El “yo” se ubica, poema a poema, como el espejo que refleja la luz, pero también la sombra. Nada es el todo, ni la nada. Hay matices: la pequeñez del mundo propio como evidencia de todo ciclo vital. El yo no es dios, pero el cuerpo sí: hay en él la mecánica del movimiento en ese “atisbo de la cola del cometa” que vuela tan alto junto a todo lo que imagina… Bendita es siempre la palabra, “engrudo en un álbum de recuerdos” que llena los vacíos… Es la palabra, en el yo, reiteradamente, que no escapa de ninguno de los poemas al que la poeta, con su voz ubicua y directa, apela a mostrar(se) siempre, en cada signo, en cada lexema, en cada clave que nos adentra a este estado de auto-referencialidad que compartimos. No hay más que escritura y la escritura se escribe con el cuerpo.

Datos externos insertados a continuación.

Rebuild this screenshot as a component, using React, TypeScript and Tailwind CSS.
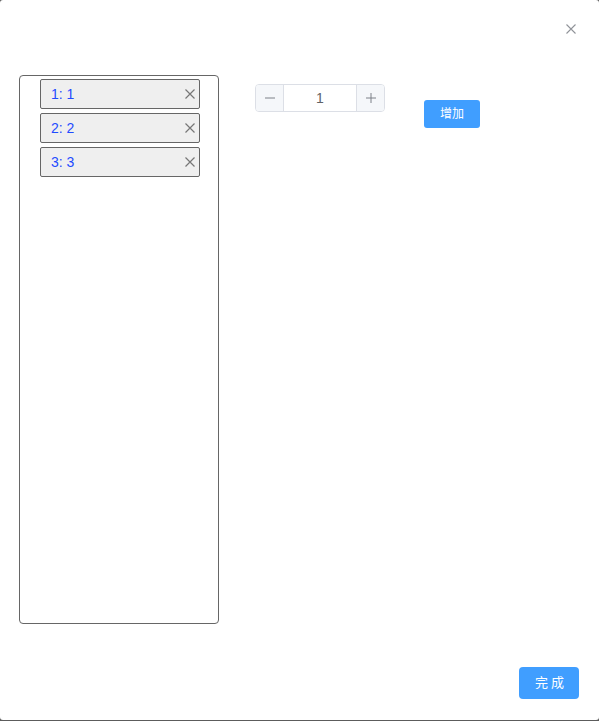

El desplazamiento poético de la poesía de Pilar Rodríguez Aranda es redondo. Parte de un punto para llegar al mismo punto: escribir como mujer la imagen propia de mujer. La apuesta, sin duda, a la manera de Anzaldúa, reviste la posibilidad de hacer de la herida no un pozo profundo, sino un archipiélago donde el yo, en femenino, es siempre puente.
La escritura del mundo interior no es ajena en la poesía, mucho menos para una poesía escrita en femenino y con la intención justo de marcar, en el lenguaje y la estética, la identidad genérica de quien escribe. La apuesta de la poética de Rodríguez Aranda ha sido la de inscribirse en su escritura, a partir de ese “yo” omnipresente que repite, una y otra vez, que el poema nace de una mujer, que nace de sí misma.
Sin duda, esta es la clave de la poesía de esta poeta, en donde el desafío no es decir(se) solamente, sino decirlo estilísticamente desde el otro lado del puente, desde la frontera, desde donde aún sigue siendo una trasgresión partir de una misma, de un cuerpo femenino que escribe desde el ombligo del mundo y que vive “la manifestación de una revelación”.
Mérida, Yucatán, julio 2024.
*Prólogo al libro Para amar hay que querer y otros poemarios (1989-2020), de Pilar Rodríguez Aranda, México-USA: anArca Editions, 2024.